İngilizcede 'little, a little' kullanımı. A little ve little arasındaki fark. Little ve a little ile örnek cümleler.
'A little' ve 'little' sayılamayan isimlerden önce, bir şeyin miktarından bahsetmek için kullanılır. A little olumlu bir anlam taşır. Bahsedilen şeyin az miktarda ama yeterli olduğunu belirtir. Türkçeye 'az, biraz, az miktarda' olarak tercüme edilebilir. Little is olumsuz bir anlam taşır. Bahsedilen şeyin çok az olduğunu, yeterli olmadığını belirtir. Türkçeye 'çok az, azıcık, birazcık' olarak tercüme edilebilir.
・I have little interest in politics.
› Siyasete çok az ilgim var. (= Sisasete neredeyse hiç ilgim yok.)
・I have a little interest in politics.
› Siyasete biraz ilgim var. (Siyasete çok fazla ilgim yok.)
・I have little money.

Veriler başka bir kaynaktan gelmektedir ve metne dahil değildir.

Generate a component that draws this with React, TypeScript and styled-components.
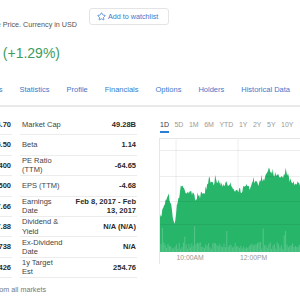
import React from "react";
import styled, { createGlobalStyle } from "styled-components";
import { Star } from "lucide-react";

const GlobalStyle = createGlobalStyle`
  html, body { margin: 0; padding: 0; background: #fff; }
  body { font-family: "Liberation Sans", Arial, sans-serif; color: #333; }
`;

const leftStats = [
  "214.70",
  "215.50",
  "216.95 x 400",
  "217.00 x 500",
  "213.60 - 217.66",
  "141.05 - 257.88",
  "2,784,738",
  "4,116,426",
];

const rightStats = [
  ["Market Cap", "49.28B"],
  ["Beta", "1.14"],
  ["PE Ratio (TTM)", "-64.65"],
  ["EPS (TTM)", "-4.68"],
  ["Earnings Date", "Feb 8, 2017 - Feb 13, 2017"],
  ["Dividend & Yield", "N/A (N/A)"],
  ["Ex-Dividend Date", "N/A"],
  ["1y Target Est", "254.76"],
];

const tabs = ["Conversations", "Statistics", "Profile", "Financials", "Options", "Holders", "Historical Data"];
const ranges = ["1D", "5D", "1M", "6M", "YTD", "1Y", "2Y", "5Y", "10Y"];

// rough shape of the intraday line, page coords
const profile: [number, number][] = [
  [160, 222], [163, 207], [167, 197], [168, 193], [170, 200], [173, 217], [174, 227],
  [176, 213], [178, 200], [182, 185], [183, 188], [187, 192], [190, 190], [193, 195],
  [197, 200], [200, 197], [203, 192], [207, 192], [210, 182], [213, 185], [217, 180],
  [220, 183], [223, 185], [227, 183], [232, 187], [237, 192], [242, 190], [247, 188],
  [250, 187], [255, 183], [260, 183], [265, 177], [268, 170], [272, 175], [277, 173],
  [282, 177], [285, 173], [290, 180], [295, 183], [300, 185], [320, 186],
];

const OX = 159;
const OY = 138;
const BASE = 114;

let seed = 7;
const rnd = () => {
  seed = (seed * 16807) % 2147483647;
  return seed / 2147483647;
};

const yAt = (x: number) => {
  for (let i = 0; i < profile.length - 1; i++) {
    const [x0, y0] = profile[i];
    const [x1, y1] = profile[i + 1];
    if (x >= x0 && x <= x1) return y0 + ((y1 - y0) * (x - x0)) / (x1 - x0);
  }
  return profile[profile.length - 1][1];
};

const buildArea = () => {
  let d = `M1 ${BASE}`;
  for (let x = 160; x <= 320; x += 0.8) {
    let y = yAt(x) + (rnd() - 0.5) * 6;
    if (rnd() > 0.88) y -= 5;
    d += ` L${(x - OX).toFixed(1)} ${(y - OY).toFixed(1)}`;
  }
  return d + ` L161 ${BASE} Z`;
};

const buildVolume = () => {
  const bars: { x: number; h: number }[] = [];
  for (let x = 161; x <= 320; x += 1.4) {
    let h = 3 + rnd() * 7;
    if (rnd() > 0.88) h = 12 + rnd() * 16;
    bars.push({ x: x - OX, h });
  }
  return bars;
};

const areaPath = buildArea();
const volume = buildVolume();

const Page = styled.div`
  width: 300px;
  height: 300px;
  overflow: hidden;
  display: flex;
  flex-direction: column;
`;

const Clip = styled.div<{ $w: number }>`
  width: ${(p) => p.$w}px;
  flex: none;
  display: flex;
  justify-content: flex-end;
  white-space: nowrap;
`;

const Header = styled.div`
  display: flex;
  align-items: center;
  height: 17px;
  margin-top: 8px;
`;

const SubtitleClip = styled(Clip)`
  align-self: flex-end;
  margin-bottom: -4px;
`;

const Subtitle = styled.span`
  font-size: 7.2px;
  color: #555;
`;

const WatchButton = styled.div`
  margin-left: 12px;
  width: 80px;
  height: 17px;
  box-sizing: border-box;
  border: 1px solid #e4e4e4;
  border-radius: 3px;
  display: flex;
  align-items: center;
  gap: 2px;
  padding-left: 7px;
  font-size: 7.2px;
  color: #3b79cc;
  white-space: nowrap;
`;

const PriceRow = styled.div`
  margin-top: 13px;
  display: flex;
`;

const PriceLine = styled(Clip)`
  align-items: baseline;
  line-height: 1;
`;

const Price = styled.span`
  font-size: 24px;
  font-weight: bold;
  color: #222;
`;

const Change = styled.span`
  margin-left: 6px;
  font-size: 14px;
  color: #3d9c61;
`;

const TabsRow = styled.div`
  margin-top: 23px;
  border-bottom: 2px solid #e9e9e9;
  padding-bottom: 10px;
`;

const Tabs = styled(Clip)`
  gap: 17px;
`;

const Tab = styled.span`
  font-size: 7.5px;
  line-height: 10px;
  color: #3b79cc;
`;

const Main = styled.div`
  display: flex;
  margin-top: 8px;
`;

const LeftCol = styled.div`
  display: flex;
  flex-direction: column;
`;

const Tables = styled.div`
  display: flex;
`;

const Table = styled.div<{ $w: number }>`
  width: ${(p) => p.$w}px;
  flex: none;
  display: flex;
  flex-direction: column;
`;

const Row = styled.div`
  height: 20.4px;
  box-sizing: border-box;
  border-bottom: 1px solid #ececec;
  display: flex;
  align-items: center;
  justify-content: space-between;
  font-size: 7.5px;
  line-height: 9.5px;
  padding: 0 1px 0 2px;
`;

const Label = styled.span`
  max-width: 42px;
  color: #444;
`;

const Value = styled.span`
  max-width: 66px;
  text-align: right;
  font-weight: bold;
  color: #2a2a2a;
`;

const RightTable = styled(Table)`
  margin-left: 8px;
`;

const Footnote = styled(Clip)`
  margin-top: 7px;
  font-size: 7.2px;
  color: #777;
`;

const ChartCol = styled.div`
  margin-left: 22px;
  width: 170px;
  flex: none;
  display: flex;
  flex-direction: column;
`;

const Ranges = styled.div`
  display: flex;
  gap: 5.5px;
  padding: 5px 0 0 1px;
`;

const Range = styled.span<{ $active?: boolean }>`
  font-size: 7px;
  line-height: 10px;
  padding-bottom: 1px;
  color: ${(p) => (p.$active ? "#333" : "#999")};
  border-bottom: 2px solid ${(p) => (p.$active ? "#2c7fd6" : "transparent")};
`;

const ChartSvg = styled.svg`
  margin-top: 5px;
  display: block;
`;

const AxisText = styled.text`
  font-family: "Liberation Sans", Arial, sans-serif;
  font-size: 6.8px;
  fill: #999;
`;

export default function App() {
  return (
    <Page>
      <GlobalStyle />
      <Header>
        <SubtitleClip $w={77}>
          <Subtitle>NasdaqGS - NasdaqGS Real Time Price. Currency in USD</Subtitle>
        </SubtitleClip>
        <WatchButton>
          <Star size={9} strokeWidth={2} color="#3b79cc" />
          <span>Add to watchlist</span>
        </WatchButton>
      </Header>

      <PriceRow>
        <PriceLine $w={60}>
          <Price>216.99</Price>
          <Change>+2.77 (+1.29%)</Change>
        </PriceLine>
      </PriceRow>

      <TabsRow>
        <Tabs $w={290}>
          {tabs.map((t) => (
            <Tab key={t}>{t}</Tab>
          ))}
        </Tabs>
      </TabsRow>

      <Main>
        <LeftCol>
          <Tables>
            <Clip $w={12}>
              <Table $w={150}>
                {leftStats.map((v, i) => (
                  <Row key={i}>
                    <Label />
                    <Value>{v}</Value>
                  </Row>
                ))}
              </Table>
            </Clip>
            <RightTable $w={117}>
              {rightStats.map(([l, v]) => (
                <Row key={l}>
                  <Label>{l}</Label>
                  <Value>{v}</Value>
                </Row>
              ))}
            </RightTable>
          </Tables>
          <Footnote $w={46}>Trade prices are not sourced from all markets</Footnote>
        </LeftCol>

        <ChartCol>
          <Ranges>
            {ranges.map((r, i) => (
              <Range key={r} $active={i === 0}>
                {r}
              </Range>
            ))}
          </Ranges>
          <ChartSvg width={170} height={126} viewBox="0 0 170 126">
            <line x1={0.5} y1={0} x2={0.5} y2={126} stroke="#e6e6e6" />
            <line x1={0} y1={0.5} x2={170} y2={0.5} stroke="#e6e6e6" />
            <line x1={17} y1={0} x2={17} y2={BASE} stroke="#eeeeee" />
            <line x1={79} y1={0} x2={79} y2={BASE} stroke="#eeeeee" />
            <path d={areaPath} fill="#27b56a" />
            {volume.map((b, i) => (
              <line
                key={i}
                x1={b.x}
                x2={b.x}
                y1={BASE}
                y2={BASE - b.h}
                stroke="#ffffff"
                strokeOpacity={0.28}
                strokeWidth={0.8}
              />
            ))}
            {[12, 38, 63, 86].map((y) => (
              <line key={y} x1={1} x2={170} y1={y + 0.5} y2={y + 0.5} stroke="#000" strokeOpacity={0.07} />
            ))}
            <AxisText x={17.5} y={121.5}>10:00AM</AxisText>
            <AxisText x={81} y={121.5}>12:00PM</AxisText>
          </ChartSvg>
        </ChartCol>
      </Main>
    </Page>
  );
}
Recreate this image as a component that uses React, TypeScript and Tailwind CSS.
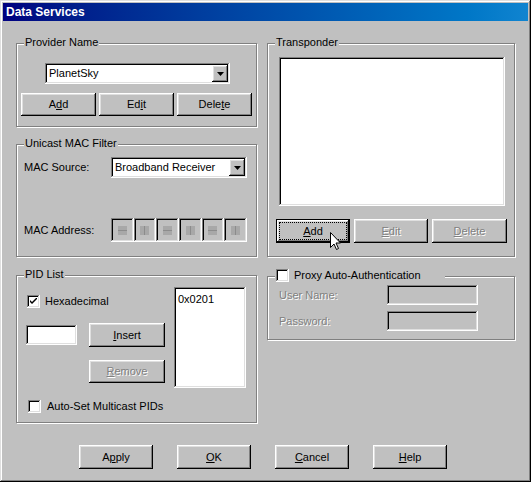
import React from 'react';

const raised =
  'shadow-[inset_-1px_-1px_#000,inset_1px_1px_#fff,inset_-2px_-2px_#808080,inset_2px_2px_#dfdfdf]';
const sunken =
  'shadow-[inset_-1px_-1px_#fff,inset_1px_1px_#808080,inset_-2px_-2px_#dfdfdf,inset_2px_2px_#000]';
const grayText = 'text-[#808080] [text-shadow:1px_1px_0_#fff]';

interface BtnProps {
  children: React.ReactNode;
  className?: string;
  disabled?: boolean;
  isDefault?: boolean;
}

const Btn: React.FC<BtnProps> = ({ children, className = '', disabled = false, isDefault = false }) => (
  <div
    className={`relative flex items-center justify-center bg-[#c0c0c0] ${
      isDefault ? 'border border-black' : ''
    } ${raised} ${disabled ? grayText : 'text-black'} ${className}`}
  >
    {isDefault && <div className="absolute inset-[2px] border border-dotted border-black" />}
    <span className="leading-none">{children}</span>
  </div>
);

const Group: React.FC<{ label?: React.ReactNode; className?: string; children?: React.ReactNode }> = ({
  label,
  className = '',
  children,
}) => (
  <div className={`relative border border-[#808080] shadow-[1px_1px_0_#fff,inset_1px_1px_0_#fff] ${className}`}>
    {label && (
      <div className="absolute left-[7px] top-[-9px] bg-[#c0c0c0] px-[1px] leading-[14px]">{label}</div>
    )}
    {children}
  </div>
);

const Check: React.FC<{ checked?: boolean }> = ({ checked = false }) => (
  <div className={`w-[13px] h-[13px] bg-white flex items-center justify-center ${sunken}`}>
    {checked && (
      <svg width="7" height="7" viewBox="0 0 7 7">
        <path d="M0 2 L0 4 L2 6 L7 1 L7 -1 L2 4 Z" fill="#000" />
      </svg>
    )}
  </div>
);

const Combo: React.FC<{ text: string; className?: string }> = ({ text, className = '' }) => (
  <div className={`flex items-center bg-white pl-[4px] pr-[2px] ${sunken} ${className}`}>
    <span className="flex-1 leading-none">{text}</span>
    <div className={`w-[16px] h-[17px] bg-[#c0c0c0] flex items-center justify-center ${raised}`}>
      <svg width="7" height="4" viewBox="0 0 7 4">
        <path d="M0 0 H7 L3.5 4 Z" fill="#000" />
      </svg>
    </div>
  </div>
);

const MacBox: React.FC<{ variant: number }> = ({ variant }) => (
  <div className={`h-[24px] flex items-center justify-center bg-[#c0c0c0] ${sunken}`}>
    <div className="w-[9px] h-[9px] bg-[#a8a8a8] flex flex-col justify-center">
      {variant % 2 === 0 ? (
        <div className="h-[1px] bg-[#8c8c8c]" />
      ) : (
        <div className="mx-auto w-[1px] h-full bg-[#8c8c8c]" />
      )}
    </div>
  </div>
);

export default function App() {
  return (
    <div className="w-[531px] h-[482px] font-['Liberation_Sans',Arial,sans-serif] text-[11px] text-black">
      <div
        className={`relative w-[531px] h-[482px] bg-[#c0c0c0] p-[3px] shadow-[inset_-1px_-1px_#000,inset_1px_1px_#dfdfdf,inset_-2px_-2px_#808080,inset_2px_2px_#fff]`}
      >
        {/* title bar */}
        <div className="h-[18px] bg-linear-to-r from-[#000080] to-[#1084d0] flex items-center pl-[3px]">
          <span className="text-white font-bold text-[12px] leading-none">Data Services</span>
        </div>

        <div className="pl-[13px] pt-[22px]">
          <div className="flex items-start gap-[10px]">
            {/* left column */}
            <div className="flex flex-col w-[241px]">
              <Group label="Provider Name" className="h-[84px] pt-[19px] pl-[4px]">
                <Combo text="PlanetSky" className="ml-[24px] w-[185px] h-[21px]" />
                <div className="mt-[9px] flex gap-[3px]">
                  <Btn className="w-[75px] h-[23px]">
                    A<u>d</u>d
                  </Btn>
                  <Btn className="w-[75px] h-[23px]">
                    Ed<u>i</u>t
                  </Btn>
                  <Btn className="w-[75px] h-[23px]">
                    Dele<u>t</u>e
                  </Btn>
                </div>
              </Group>

              <Group label="Unicast MAC Filter" className="mt-[17px] h-[113px] pt-[12px] pl-[7px]">
                <div className="flex items-center">
                  <span className="w-[87px]">MAC Source:</span>
                  <Combo text="Broadband Receiver" className="w-[136px] h-[21px]" />
                </div>
                <div className="mt-[40px] flex items-center">
                  <span className="w-[87px]">MAC Address:</span>
                  <div className="grid grid-cols-6 w-[136px]">
                    {[0, 1, 2, 3, 4, 5].map((v) => (
                      <MacBox key={v} variant={v} />
                    ))}
                  </div>
                </div>
              </Group>

              <Group label="PID List" className="mt-[18px] h-[148px]">
                <div className="flex pl-[9px] pt-[11px]">
                  <div className="w-[139px] pt-[8px] flex flex-col">
                    <div className="flex items-center ml-[1px]">
                      <Check checked />
                      <span className="ml-[5px] leading-none">Hexadecimal</span>
                    </div>
                    <div className="mt-[15px] flex items-center">
                      <div className={`w-[51px] h-[20px] bg-white ${sunken}`} />
                      <Btn className="ml-auto w-[76px] h-[24px]">
                        <u>I</u>nsert
                      </Btn>
                    </div>
                    <Btn disabled className="mt-[13px] self-end w-[76px] h-[23px]">
                      <u>R</u>emove
                    </Btn>
                  </div>
                  <div className={`ml-[9px] w-[72px] h-[101px] bg-white pl-[4px] pt-[4px] ${sunken}`}>
                    <span className="leading-none">0x0201</span>
                  </div>
                </div>
                <div className="mt-[12px] pl-[11px] flex items-center">
                  <Check />
                  <span className="ml-[6px] leading-none">Auto-Set Multicast PIDs</span>
                </div>
              </Group>
            </div>

            {/* right column */}
            <div className="flex flex-col w-[248px]">
              <Group label="Transponder" className="h-[214px] pt-[13px] pl-[8px]">
                <div className={`ml-[3px] w-[226px] h-[149px] bg-white ${sunken}`} />
                <div className="mt-[13px] flex gap-[4px]">
                  <Btn isDefault className="w-[74px] h-[24px]">
                    <u>A</u>dd
                  </Btn>
                  <Btn disabled className="w-[74px] h-[24px]">
                    <u>E</u>dit
                  </Btn>
                  <Btn disabled className="w-[75px] h-[24px]">
                    <u>D</u>elete
                  </Btn>
                </div>
              </Group>

              <Group className="mt-[19px] h-[64px] pt-[8px] pl-[11px]">
                <div className="absolute left-[7px] top-[-9px] w-[170px] bg-[#c0c0c0] pl-[1px] h-[14px] flex items-center">
                  <Check />
                  <span className="ml-[5px] leading-none">Proxy Auto-Authentication</span>
                </div>
                <div className="flex items-center">
                  <span className={`w-[108px] ${grayText}`}>User Name:</span>
                  <div className={`w-[91px] h-[20px] bg-[#c0c0c0] ${sunken}`} />
                </div>
                <div className="mt-[6px] flex items-center">
                  <span className={`w-[108px] ${grayText}`}>Password:</span>
                  <div className={`w-[91px] h-[20px] bg-[#c0c0c0] ${sunken}`} />
                </div>
              </Group>
            </div>
          </div>

          {/* bottom buttons */}
          <div className="mt-[22px] pl-[63px] flex gap-[24px]">
            <Btn className="w-[74px] h-[24px]">
              A<u>p</u>ply
            </Btn>
            <Btn className="w-[74px] h-[24px]">
              <u>O</u>K
            </Btn>
            <Btn className="w-[74px] h-[24px]">
              <u>C</u>ancel
            </Btn>
            <Btn className="w-[74px] h-[24px]">
              <u>H</u>elp
            </Btn>
          </div>
        </div>

        {/* mouse pointer */}
        <svg className="absolute left-[330px] top-[232px]" width="12" height="19" viewBox="0 0 12 19">
          <path
            d="M0.5 0.5 L0.5 15.5 L4 12 L6.5 17.5 L8.5 16.5 L6 11 L10.5 11 Z"
            fill="#fff"
            stroke="#000"
            strokeWidth="1"
          />
        </svg>
      </div>
    </div>
  );
}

I can't buy a new skirt.
› Çok az param var. Yeni bir etek alamam.
・I have a little money. I can buy a new skirt.
› Biraz param var. Yeni bir etek alabilirim.
Konuşma dilinde 'little' yerine daha çok aynı anlama gelen very little veya only a little kullanılır.
・I have very little knowledge of astronomy.
› Astronomi bilgim çok azdır.
・The students had only a little time to complete the test.
› Öğrencilerin testi tamamlamak için çok az zamanları vardı.
・Could you speak a little louder?
› Biraz daha yüksek sesle konuşabilir misin?
・She added a little salt to the soup
› Çorbaya biraz tuz kattı.
・We have a little time to finish the work.
› İşi bitirmek için az zamanımız var.
・We have little time to finish the work.
› İşi bitirmek için çok az zamanımız var.
・I need a little more information to make a decision.
› Karar vermek için biraz daha bilgiye ihtiyacım var.
・The region had very little rainfall during the drought.
› Kuraklık döneminde bölge çok az yağış aldı.
・I have very little knowledge of law; it's not my area of expertise.
› Hukuk bilgim çok azdır; uzmanlık alanım değil.
・I have a little free time. I can help you with your homework.
› Biraz boş zamanım var. Ödevinde sana yardım edebilirim.
・I have little free time. I can't help you with your homework.
› Çok az boş zamanım var. Ödevinde sana yardım edemem.
・Despite her efforts, she made very little progress in learning English.
› Çabalarına rağmen İngilizce öğrenmede çok az ilerleme kaydetti.